C’est ainsi que fonctionne l’algorithme SR3 développé par Google : il ajoute du bruit ou de l’imprévisibilité à une image, puis inverse le processus — un peu à la manière dont un éditeur d’images tenterait d’affiner vos photos de vacances. Ainsi, à partir d’une série de calculs reposant sur une large base de données d’images, SR3 est capable d’imaginer à quoi ressemble une version haute résolution d’une photo de faible qualité. Le logiciel fournit des résultats de super-résolution impressionnants, tant pour des photos de visage que pour des images naturelles, lors de la mise à l’échelle à des résolutions de 4 à 8 fois celle de l’image basse résolution d’entrée.
Des modèles « en cascade » pour améliorer la qualité de l’agrandissement
Les chercheurs précisent en outre que ces modèles de super-résolution peuvent être utilisés en cascade pour augmenter le facteur d’échelle de super-résolution effectif — ce qui consiste, par exemple, à empiler un modèle de super-résolution de visage de 64×64 vers 256×256 et de 256×256 vers 1024×1024, afin d’effectuer une tâche de super-résolution de 64×64 vers 1024×1024.
Les Cascaded Diffusion Models (CDM) peuvent ainsi être vus comme des « pipelines » à travers lesquels les modèles de diffusion — y compris SR3 — peuvent être redirigés pour des mises à niveau de résolution d’image de haute qualité. Il prend en entrée les modèles d’amélioration et génère des images beaucoup plus grandes, avec une efficacité bien supérieure à celle des méthodes d’agrandissement actuelles. En plus d’inclure le modèle SR3 dans le pipeline, les chercheurs ont également introduit une nouvelle technique d’augmentation de données, appelée « augmentation de conditionnement », qui améliore encore les résultats de qualité d’échantillon de CDM.
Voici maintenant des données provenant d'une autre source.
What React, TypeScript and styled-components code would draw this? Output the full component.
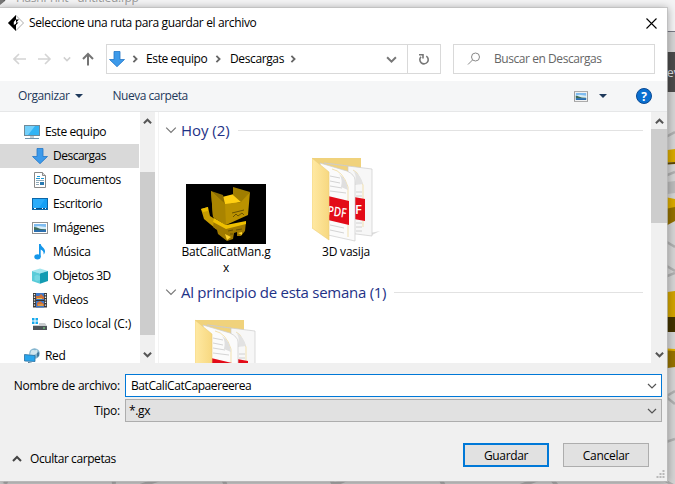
import React from "react";
import styled, { createGlobalStyle } from "styled-components";

const GlobalStyle = createGlobalStyle`
  * { box-sizing: border-box; }
  body { margin: 0; overflow: hidden; background: #d2d2d2; }
  svg { display: block; flex: none; }
`;

const Screen = styled.div`
  position: relative;
  width: 675px;
  height: 484px;
  overflow: hidden;
  padding-top: 8px;
  background: #d2d2d2;
  font-family: "Open Sans", "Noto Sans", sans-serif;
  font-size: 12px;
  color: #000;
`;

const Backdrop = styled.div`
  position: absolute;
  inset: 0;
`;

const BackTitle = styled.div`
  position: absolute;
  left: 16px;
  top: -10px;
  line-height: 16px;
  color: #9a9a9a;
  letter-spacing: -0.35px;
  white-space: nowrap;
`;

const BackTab = styled.div`
  position: absolute;
  left: 660px;
  top: 52px;
  width: 15px;
  height: 40px;
  padding-left: 2px;
  line-height: 42px;
  font-size: 12px;
  color: #d8dde4;
  background: #4b4b4b;
  white-space: nowrap;
  overflow: hidden;
`;

const Dialog = styled.div`
  position: relative;
  display: flex;
  flex-direction: column;
  width: 667px;
  height: 473px;
  background: #fff;
  box-shadow: 0 0 0 1px rgba(190, 190, 190, 0.75), 0 1px 8px 1px rgba(0, 0, 0, 0.32);
`;

const Text = styled.span<{ $ls?: number }>`
  white-space: nowrap;
  line-height: 16px;
  letter-spacing: ${(p) => p.$ls ?? -0.38}px;
`;

const TitleBar = styled.header`
  display: flex;
  align-items: center;
  height: 30px;
  padding: 0 10px 0 8px;
  gap: 5px;
`;

const Spacer = styled.div`
  flex: 1;
`;

const NavRow = styled.div`
  display: flex;
  align-items: center;
  height: 43px;
  padding: 0 12px 1px 13px;
`;

const Arrows = styled.div`
  display: flex;
  align-items: center;
  width: 93px;
`;

const AddressBar = styled.div`
  display: flex;
  align-items: center;
  width: 335px;
  height: 30px;
  border: 1px solid #d9d9d9;
  padding-left: 2px;
`;

const Crumb = styled.div<{ $w: number; $pad?: number }>`
  display: flex;
  flex: none;
  align-items: center;
  width: ${(p) => p.$w}px;
  padding-left: ${(p) => p.$pad ?? 7}px;
`;

const Refresh = styled.div`
  display: flex;
  align-items: center;
  justify-content: center;
  width: 33px;
  height: 28px;
  border-left: 1px solid #d9d9d9;
`;

const SearchBox = styled.div`
  display: flex;
  align-items: center;
  width: 202px;
  height: 30px;
  margin-left: 12px;
  padding-left: 13px;
  gap: 13px;
  border: 1px solid #d9d9d9;
  color: #666;
`;

const Toolbar = styled.div`
  display: flex;
  align-items: center;
  height: 31px;
  padding: 0 15px 0 18px;
  background: #f5f6f7;
  border-bottom: 1px solid #e6e7e8;
  color: #1e395b;
`;

const Body = styled.main`
  display: flex;
  height: 251px;
`;

const Sidebar = styled.nav`
  width: 140px;
  padding-top: 8px;
  overflow: hidden;
`;

const TreeRow = styled.div<{ $root?: boolean; $on?: boolean; $gap?: number }>`
  display: flex;
  align-items: center;
  width: 139px;
  height: 24px;
  margin-top: ${(p) => p.$gap ?? 0}px;
  padding-left: ${(p) => (p.$root ? 24 : 32)}px;
  gap: 5px;
  background: ${(p) => (p.$on ? "#d9d9d9" : "transparent")};
`;

const ScrollTrack = styled.div<{ $w: number }>`
  display: flex;
  flex-direction: column;
  align-items: center;
  width: ${(p) => p.$w}px;
  height: 251px;
  padding: 5px 0 4px;
  background: #f0f0f0;
`;

const Thumb = styled.div<{ $before: number; $h: number }>`
  width: 100%;
  height: ${(p) => p.$h}px;
  margin-top: ${(p) => p.$before}px;
  background: #cdcdcd;
`;

const Divider = styled.div`
  width: 4px;
  border-right: 1px solid #f3f3f3;
`;

const Files = styled.section`
  width: 492px;
  padding-top: 7px;
  overflow: hidden;
`;

const GroupHead = styled.div`
  display: flex;
  align-items: center;
  height: 22px;
  padding: 0 8px 0 6px;
  color: #1e3287;
  font-size: 15px;
`;

const GroupTitle = styled.span<{ $ls: number }>`
  margin-left: 4px;
  line-height: 20px;
  letter-spacing: ${(p) => p.$ls}px;
  white-space: nowrap;
`;

const Rule = styled.div`
  flex: 1;
  height: 1px;
  margin-left: 8px;
  margin-top: 1px;
  background: #e2e2e2;
`;

const FileGrid = styled.div<{ $h: number; $left: number }>`
  display: flex;
  height: ${(p) => p.$h}px;
  padding-left: ${(p) => p.$left}px;
`;

const FileTile = styled.div<{ $w: number; $top: number }>`
  display: flex;
  flex-direction: column;
  align-items: center;
  width: ${(p) => p.$w}px;
  padding-top: ${(p) => p.$top}px;
`;

const Caption = styled.div<{ $top: number }>`
  margin-top: ${(p) => p.$top}px;
  line-height: 16px;
  letter-spacing: -0.2px;
  text-align: center;
`;

const Footer = styled.footer`
  flex: 1;
  display: flex;
  flex-direction: column;
  padding: 11px 5px 0 0;
  background: #f0f0f0;
`;

const Field = styled.div`
  display: flex;
  align-items: center;
  height: 23px;
  margin-bottom: 2px;
`;

const FieldLabel = styled.div`
  width: 120px;
  margin-right: 5px;
  text-align: right;
`;

const Combo = styled.div<{ $active?: boolean }>`
  display: flex;
  align-items: center;
  justify-content: space-between;
  flex: 1;
  height: 23px;
  padding: 0 4px 0 ${(p) => (p.$active ? 5 : 3)}px;
  border: 1px solid ${(p) => (p.$active ? "#0078d7" : "#adadad")};
  background: ${(p) => (p.$active ? "#fff" : "#e1e1e1")};
`;

const Actions = styled.div`
  display: flex;
  align-items: center;
  height: 24px;
  margin-top: 19px;
  padding: 0 13px 0 12px;
`;

const FolderToggle = styled.div`
  display: flex;
  align-items: center;
  gap: 8px;
  margin-top: 7px;
`;

const Button = styled.button<{ $primary?: boolean }>`
  width: 86px;
  height: 24px;
  margin-left: 14px;
  padding: 0;
  border: ${(p) => (p.$primary ? "2px solid #0078d7" : "1px solid #adadad")};
  background: #e1e1e1;
  color: #000;
  font: inherit;
`;

const Grip = styled.div`
  position: absolute;
  right: 2px;
  bottom: 2px;
`;

const Chevron = ({ dir = "down", size = 10, color = "#555", width = 1.5 }: { dir?: "up" | "down" | "right"; size?: number; color?: string; width?: number }) => {
  const d = { up: "M1 7 5 3 9 7", down: "M1 3 5 7 9 3", right: "M3 1 7 5 3 9" }[dir];
  return (
    <svg width={size} height={size} viewBox="0 0 10 10" fill="none" stroke={color} strokeWidth={(width * 10) / size}>
      <path d={d} />
    </svg>
  );
};

const DownArrow = () => (
  <svg width="16" height="16" viewBox="0 0 16 16">
    <path d="M5 .5h6v8h4.5L8 15.7.5 8.500H5z" fill="#3d9aea" stroke="#2376c6" strokeWidth=".8" />
  </svg>
);

const Photo = ({ w = 16, h = 12 }: { w?: number; h?: number }) => (
  <svg width={w} height={h} viewBox="0 0 16 12">
    <rect x=".5" y=".5" width="15" height="11" fill="#fff" stroke="#929292" />
    <rect x="2" y="2" width="12" height="4" fill="#7fbcf0" />
    <path d="M2 5 6 4l8 1v2H2z" fill="#d7edf8" />
    <path d="M2 5c3 0 4 1.500 7 2l5 .3V8H2z" fill="#3e6b57" />
    <rect x="2" y="7.800" width="12" height="2.200" fill="#2b6fae" />
  </svg>
);

const icons: Record<string, React.ReactNode> = {
  pc: (
    <svg width="16" height="16" viewBox="0 0 16 16">
      <rect x=".5" y="1.500" width="15" height="10" fill="#32b4f5" stroke="#6f8a99" />
      <path d="M1 2h10L4 11H1z" fill="#72d0fb" />
      <path d="M6 12h4v2H6z" fill="#c4ccd1" />
      <path d="M1 14.500h14" stroke="#6f93ab" />
    </svg>
  ),
  down: <DownArrow />,
  doc: (
    <svg width="16" height="16" viewBox="0 0 16 16">
      <path d="M2.500.5h8l3 3v12h-11z" fill="#fff" stroke="#888" />
      <path d="M10.500.5v3h3" fill="#ddd" stroke="#888" />
      <path d="M5 4.500h3M4 6.500h4M9 6.500h3" stroke="#1f9ad6" />
      <path d="M4 8.500h8M4 10.500h3M4 12.500h3" stroke="#8fa9b8" />
      <path d="M8 10h4v3H8z" fill="#297ab2" />
    </svg>
  ),
  desk: (
    <svg width="16" height="12" viewBox="0 0 16 12">
      <rect x=".5" y=".5" width="15" height="11" fill="#16a0f5" stroke="#0b66a8" />
      <path d="M1 1h12L7 10H1z" fill="#2aacfa" />
      <path d="M1 10.500h14" stroke="#064f86" />
      <path d="M2 10.500h2M10 10.500h1M13 10.500h1" stroke="#fff" />
    </svg>
  ),
  img: <Photo />,
  music: (
    <svg width="16" height="16" viewBox="0 0 16 16">
      <ellipse cx="5.500" cy="12.800" rx="3.200" ry="2.600" fill="#1597ea" />
      <path d="M7 0h1.700c.5 3 4.500 4 4.300 7.500-.1 1.500-.8 2.500-1.500 3 .5-3-.8-4-2.800-5V13H7z" fill="#1597ea" />
    </svg>
  ),
  cube: (
    <svg width="16" height="16" viewBox="0 0 16 16">
      <path d="M0 3 8 .5 16 3 8 5.500z" fill="#a3e6ef" />
      <path d="M0 3l8 2.500v10.300L0 13z" fill="#5accd9" />
      <path d="M8 5.500 16 3v10l-8 2.800z" fill="#139bb2" />
      <path d="M2.500 8 5 6.700 8 8v4l-3 1-2.500-1z" fill="#8de2eb" opacity=".5" />
    </svg>
  ),
  video: (
    <svg width="16" height="16" viewBox="0 0 16 16">
      <rect x="1" y="1" width="14" height="14.500" fill="#3a3a3a" />
      <rect x="4" y="1" width="8" height="14.500" fill="#3d78c9" />
      <path d="M4 4h3l2-2 3 3v2H4zM5 11l3-2 4 3v2H5z" fill="#d0703a" />
      <path d="M5 6.500h5M6 13h5" stroke="#e6c34d" />
      <path d="M4 8.500h8" stroke="#333" />
      <path d="M2.500 2v13M13.500 2v13" stroke="#eee" strokeWidth="1.300" strokeDasharray="1.300 1.300" />
    </svg>
  ),
  disk: (
    <svg width="16" height="16" viewBox="0 0 16 16">
      <path d="M0 2h2.500v2.500H0zM3.500 2H6v2.500H3.500zM0 5.500h2.500V8H0zM3.500 5.500H6V8H3.500z" fill="#16a9ec" />
      <path d="M7 7h6l2 3H1V9h6z" fill="#c9cccf" />
      <rect x="1" y="10" width="14" height="4" fill="#4d5358" />
      <path d="M11 12h2" stroke="#7dea80" />
    </svg>
  ),
  net: (
    <svg width="16" height="16" viewBox="0 0 16 16">
      <circle cx="10.500" cy="5.500" r="5.300" fill="#84b5cf" />
      <path d="M7 3c2-2 3 0 5-1s2 3 0 4-4 2-6 1z" fill="#d1e5ed" />
      <path d="M13 5l2-1v4l-2 1z" fill="#45799c" />
      <path d="M.5 6.500 11 7.500v6L.5 13z" fill="#29a5ec" stroke="#2b6e9e" strokeWidth=".8" />
      <path d="M4 14.500l4 .8" stroke="#43718c" />
    </svg>
  ),
};

const AppIcon = () => (
  <svg width="16" height="16" viewBox="0 0 16 16">
    <path d="M8 .5 15.500 8 8 15.500.5 8z" fill="#fff" stroke="#888" strokeWidth=".7" />
    <path d="M8 0v4.500L5.800 7v3L8 8.800V16L0 8z" fill="#000" />
    <path d="M8 4.500h3L8 7.500zM8 7.500h2.500L8 10z" fill="#000" />
  </svg>
);

const NavArrow = ({ dir }: { dir: "left" | "right" | "up" }) => (
  <svg width="14" height="14" viewBox="0 0 14 14" fill="none" stroke={dir === "up" ? "#747474" : "#d4d4d4"} strokeWidth={dir === "up" ? 2 : 1.6}>
    <path d={{ left: "M13 7H1.500M6 2 1 7l5 5", right: "M0 7h11.500M7 2l5 5-5 5", up: "M7 13.500V2M2 7l5-5 5 5" }[dir]} />
  </svg>
);

const Caret = () => (
  <svg width="8" height="4" viewBox="0 0 8 4">
    <path d="M0 0h8L4 4z" fill="#1e395b" />
  </svg>
);

const PdfFolder = ({ id, labelled }: { id: string; labelled?: boolean }) => (
  <svg width="68" height="86" viewBox="2 0 68 86">
    <defs>
      <linearGradient id={id} x1="0" x2="1">
        <stop offset="0" stopColor="#ffe9a3" />
        <stop offset="1" stopColor="#f7d880" />
      </linearGradient>
    </defs>
    <path d="M60 76 70 74 62 78z" fill="#ddd" />
    <path d="M2 1h49v65L2 70z" fill="#f0d27c" />
    <path d="M14 6l48 6v67l-24-3V9z" fill="#f7f7f7" stroke="#ccc" strokeWidth=".7" />
    <path d="M46 35h6M46 39h6M46 66h6M46 70h6M46 74h6" stroke="#d0d0d0" />
    <path d="M43 13q5 2 6 7l4 8v42" fill="none" stroke="#eed58f" strokeWidth=".7" />
    <path d="M43 13q4 4 2 15l8-1q-2-9-10-14z" fill="#e2e2e2" />
    <path d="M44 40 55 42v22l-11-2z" fill="#e30b18" />
    <path d="M10 6l27 8q8 4 8 9v61L18 78z" fill="#fbfbfb" stroke="#ccc" strokeWidth=".7" />
    <path d="M20 19l10 2M20 24l10 2M20 29l12 2M20 34l16 2M20 68l14 3M20 73l14 3" stroke="#d4d4d4" />
    <path d="M22 12q11 2 16 18v50" fill="none" stroke="#eed58f" strokeWidth=".7" />
    <path d="M29 17q4 5 2 13l7 3q-1-11-9-16z" fill="#dfdfdf" />
    <path d="M18 39l21 5v24l-21-5z" fill="#e30b18" />
    {labelled && (
      <g fill="#fff" fontFamily="Open Sans, sans-serif" fontSize="13" fontWeight="600">
        <text x="17" y="58" transform="rotate(8 17 58)" textLength="19" lengthAdjust="spacingAndGlyphs">PDF</text>
        <text x="45" y="57">F</text>
      </g>
    )}
    <path d="M2 1 19 15v68L2 71z" fill={`url(#${id})`} stroke="#edcf78" strokeWidth=".6" />
  </svg>
);

const ModelThumb = () => (
  <svg width="80" height="60" viewBox="0 0 80 60">
    <rect width="80" height="60" fill="#000" />
    <path d="M36 13 48 10 56 18 39 21z" fill="#ffcf12" />
    <path d="M47 3 64 8 56 19 47 11z" fill="#a07d00" />
    <path d="M25 7 37 11 39 20 38 28z" fill="#8a6b00" />
    <path d="M25 7 39 20 55 18 64 8 62 31 40 41 27 33z" fill="#bb9200" />
    <path d="M25 7 39 20 40 41 27 33z" fill="#a98400" />
    <path d="M15 25 22 23 24 32 32 37 30 45 18 35z" fill="#c79c00" />
    <path d="M15 25 22 23 22 27 17 28z" fill="#e8bb00" />
    <path d="M28 35 40 43 60 38 59 47 55 52H51V48L48 49 47 55 41 57 32 50 31 46 27 43z" fill="#a07a00" />
    <path d="M28 34 40 41 60 37 60 40 40 45 27 38z" fill="#eebf00" />
    <path d="M46 29l12-3M47 33l3-3 2 2 4-3 2 2M42 47l5-1M50 46l6-1M44 50h3" stroke="#6b5300" fill="none" />
    <path d="M39 50l6 3-4 3zM52 49l4-1v3z" fill="#ffd42a" />
  </svg>
);

const Scene = () => (
  <svg width="675" height="484" viewBox="0 0 675 484">
    <rect width="675" height="31" fill="#f3f3f4" />
    <rect y="31" width="675" height="1" fill="#777783" />
    <rect y="32" width="675" height="452" fill="#d4d4d4" />
    <g stroke="#b0b0b0" strokeWidth="2.500" fill="none">
      <path d="M660 140l15-8M660 178l15-6M660 238l15 9M660 262l15 9M660 279l15-6M660 306l15 12M660 392l15 12M660 400l15-9M660 444l15-5M660 478l15 8" />
      <path d="M5 484l4-10M113 474l1 10M140 486l32-11M222 476l4 10M330 476l4 10M331 486l28-12M438 474l6 12M520 486l32-12M548 474l9 12" strokeWidth="4" />
    </g>
    <path d="M660 151l15-2v13l-15 1z" fill="#d8a900" />
    <path d="M660 163l15-1v2l-15 1z" fill="#5e4900" />
    <path d="M660 183l15-2v12l-15 2z" fill="#bbb" />
    <path d="M660 196l15 3v10l-15 3z" fill="#d8a900" />
    <path d="M660 210l15-3v14l-15 8z" fill="#927000" />
    <path d="M660 293l15-2v27h-15z" fill="#d0a300" />
    <path d="M660 317h15v15h-15z" fill="#423300" />
    <path d="M660 349h15v18l-15 2z" fill="#957200" />
    <path d="M660 348l15 1v2l-15-1z" fill="#e0b000" />
    <path d="M-8-2 0-10 7-1 0 4z" fill="#222" />
    <path d="M0-2 5 1 0 5z" fill="#777" />
  </svg>
);

export default function App() {
  return (
    <>
      <GlobalStyle />
      <Screen>
        <Backdrop>
          <Scene />
          <BackTitle>FlashPrint - untitled.fpp</BackTitle>
          <BackTab>rev</BackTab>
        </Backdrop>
        <Dialog>
          <TitleBar>
            <AppIcon />
            <Text $ls={-0.36}>Seleccione una ruta para guardar el archivo</Text>
            <Spacer />
            <svg width="11" height="11" viewBox="0 0 11 11" stroke="#000" strokeWidth="1.100"><path d="M.5.5l10 10M10.500.5l-10 10" /></svg>
          </TitleBar>
          <NavRow>
            <Arrows>
              <NavArrow dir="left" />
              <Spacer />
              <NavArrow dir="right" />
              <Spacer />
              <Chevron size={8} color="#d0d0d0" />
              <Spacer />
              <NavArrow dir="up" />
              <Spacer />
            </Arrows>
            <AddressBar>
              <DownArrow />
              <Crumb $w={21} $pad={6}><Chevron dir="right" size={8} color="#666" width={1.8} /></Crumb>
              <Crumb $w={76} $pad={0}>
                <Text>Este equipo</Text>
                <Spacer />
                <Chevron dir="right" size={8} color="#666" width={1.8} />
              </Crumb>
              <Crumb $w={75} $pad={8}>
                <Text>Descargas</Text>
                <Spacer />
                <Chevron dir="right" size={8} color="#666" width={1.8} />
              </Crumb>
              <Spacer />
              <Chevron size={11} color="#777" width={2} />
              <Crumb $w={10} />
              <Refresh>
                <svg width="12" height="12" viewBox="0 0 12 12" fill="none" stroke="#777" strokeWidth="1.600">
                  <path d="M8.300 3.100A4.200 4.200 0 1 1 3 3.700M1 1.800h4v3.700" />
                </svg>
              </Refresh>
            </AddressBar>
            <SearchBox>
              <svg width="14" height="14" viewBox="0 0 14 14" fill="none" stroke="#888"><circle cx="8.500" cy="5" r="4" /><path d="M5.500 8 1 12.500" /></svg>
              <Text $ls={-0.44}>Buscar en Descargas</Text>
            </SearchBox>
          </NavRow>
          <Toolbar>
            <Text $ls={-0.4}>Organizar</Text>
            <Crumb $w={43} $pad={6}><Caret /></Crumb>
            <Text $ls={-0.46}>Nueva carpeta</Text>
            <Spacer />
            <Photo w={14} h={11} />
            <Crumb $w={48}><Spacer /><Caret /><Crumb $w={29} /></Crumb>
            <svg width="16" height="16" viewBox="0 0 16 16"><circle cx="8" cy="8" r="7.500" fill="#0a6fd0" stroke="#0a4a94" /><text x="8" y="12.500" textAnchor="middle" fill="#fff" fontFamily="Open Sans, sans-serif" fontWeight="700" fontSize="12">?</text></svg>
          </Toolbar>
          <Body>
            <Sidebar>
              <TreeRow $root>{icons.pc}<Text $ls={-0.4}>Este equipo</Text></TreeRow>
              <TreeRow $on>{icons.down}<Text $ls={-0.5}>Descargas</Text></TreeRow>
              <TreeRow>{icons.doc}<Text $ls={-0.35}>Documentos</Text></TreeRow>
              <TreeRow>{icons.desk}<Text $ls={-0.35}>Escritorio</Text></TreeRow>
              <TreeRow>{icons.img}<Text $ls={-0.4}>Imágenes</Text></TreeRow>
              <TreeRow>{icons.music}<Text $ls={-0.3}>Música</Text></TreeRow>
              <TreeRow>{icons.cube}<Text $ls={-0.45}>Objetos 3D</Text></TreeRow>
              <TreeRow>{icons.video}<Text $ls={-0.35}>Videos</Text></TreeRow>
              <TreeRow>{icons.disk}<Text $ls={-0.12}>Disco local (C:)</Text></TreeRow>
              <TreeRow $root $gap={8}>{icons.net}<Text $ls={-0.3}>Red</Text></TreeRow>
            </Sidebar>
            <ScrollTrack $w={15}>
              <Chevron dir="up" size={9} width={2} />
              <Thumb $before={46} $h={163} />
              <Spacer />
              <Chevron size={9} width={2} />
            </ScrollTrack>
            <Divider />
            <Files>
              <GroupHead>
                <Chevron size={12} color="#777" width={1.2} />
                <GroupTitle $ls={-0.05}>Hoy (2)</GroupTitle>
                <Rule />
              </GroupHead>
              <FileGrid $h={140} $left={19}>
                <FileTile $w={96} $top={43}><ModelThumb /><Caption $top={0}>BatCaliCatMan.g<br />x</Caption></FileTile>
                <FileTile $w={144} $top={16}><PdfFolder id="folder-a" labelled /><Caption $top={1}>3D vasija</Caption></FileTile>
              </FileGrid>
              <GroupHead>
                <Chevron size={12} color="#777" width={1.2} />
                <GroupTitle $ls={-0.27}>Al principio de esta semana (1)</GroupTitle>
                <Rule />
              </GroupHead>
              <FileGrid $h={60} $left={34}>
                <FileTile $w={72} $top={16}><PdfFolder id="folder-b" /></FileTile>
              </FileGrid>
            </Files>
            <ScrollTrack $w={16}>
              <Chevron dir="up" size={9} width={2} />
              <Thumb $before={3} $h={94} />
              <Spacer />
              <Chevron size={9} width={2} />
            </ScrollTrack>
          </Body>
          <Footer>
            <Field>
              <FieldLabel><Text $ls={-0.25}>Nombre de archivo:</Text></FieldLabel>
              <Combo $active><Text $ls={-0.42}>BatCaliCatCapaereerea</Text><Chevron size={10} width={1.2} /></Combo>
            </Field>
            <Field>
              <FieldLabel><Text $ls={-0.25}>Tipo:</Text></FieldLabel>
              <Combo><Text>*.gx</Text><Chevron size={10} width={1.2} /></Combo>
            </Field>
            <Actions>
              <FolderToggle>
                <Chevron dir="up" size={10} color="#444" width={2} />
                <Text $ls={-0.42}>Ocultar carpetas</Text>
              </FolderToggle>
              <Spacer />
              <Button $primary><Text $ls={-0.35}>Guardar</Text></Button>
              <Button><Text $ls={-0.3}>Cancelar</Text></Button>
            </Actions>
          </Footer>
          <Grip>
            <svg width="9" height="9" viewBox="0 0 9 9" fill="#b8b8b8"><path d="M6.500 0h2v2h-2zM3.500 3h2v2h-2zM6.500 3h2v2h-2zM.5 6h2v2h-2zM3.500 6h2v2h-2zM6.500 6h2v2h-2z" /></svg>
          </Grip>
        </Dialog>
      </Screen>
    </>
  );
}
Ce nouveau moteur d’IA a notamment été testé sur ImageNet, une gigantesque base de données d’images d’entraînement couramment utilisée pour la recherche sur la reconnaissance visuelle d’objets. Les images de visages humains générées par SR3 ont été confondues avec de vraies photos environ 50% du temps ; un résultat vraiment impressionnant, sachant qu’un algorithme est considéré comme parfait lorsqu’il atteint un taux de confusion de 50%, selon les chercheurs.
Google envisage d’aller encore plus loin avec ses nouveaux moteurs d’intelligence artificielle et les technologies associées, non seulement en matière de mise à l’échelle d’images de visages et d’autres objets naturels, mais également dans d’autres domaines de la modélisation des probabilités. « Nous sommes ravis de tester davantage les limites des modèles de diffusion pour une grande variété de problèmes de modélisation générative », concluent les chercheurs.